I hear perhaps once a week from Mr. and Mrs. Johnston. Both, as well as the little baby, are well.
I reciprocate your congratulations on the result of the late elections, and I do not doubt that New York, New Jersey and Connecticut will do their duty to the country. Still, it may be too late to restore material prosperity to the Southern States. The establishment of negro suffrage throughout their limits, as well as negro government, will nearly destroy the production of the articles which rendered both them and New England so prosperous. I have always been very much of an optimist, but I confess I have now greater fears for the future than I had during the war. Should New England teaching in the South produce a war of races, commenced by the negroes for rights in the soil of their masters, which they claim under the teachings of Sumner, Stevens, and other self-styled philanthropists, the result would be too horrible for contemplation. But enough.

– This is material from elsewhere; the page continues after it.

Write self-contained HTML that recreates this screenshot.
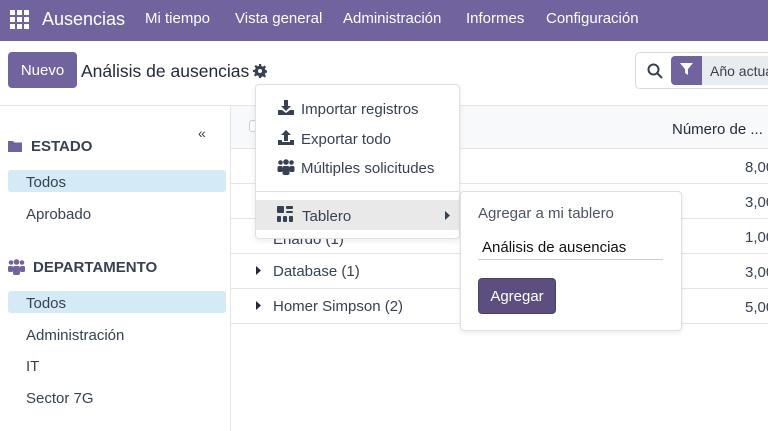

Your friend, very respectfully,
James Buchanan.
[MR. BUCHANAN TO MR. CAPEN.]
Wheatland, October 19, 1867.
My Dear Sir:—
I have received your congratulations on the result of the late elections with heartfelt pleasure. For this we are mainly indebted to the attempts on the part of Congress to grant suffrage to the negroes, although there are many other good causes for the reaction in the popular mind. Negro emancipation is a fixed fact, and so let it remain forever; but the high privilege of voting can only be constitutionally granted by the Legislatures of the respective States.
I am happy to inform you that, under the blessing of Providence, my health has been restored to its former condition. Indeed, I believe I am better than I was before my attack.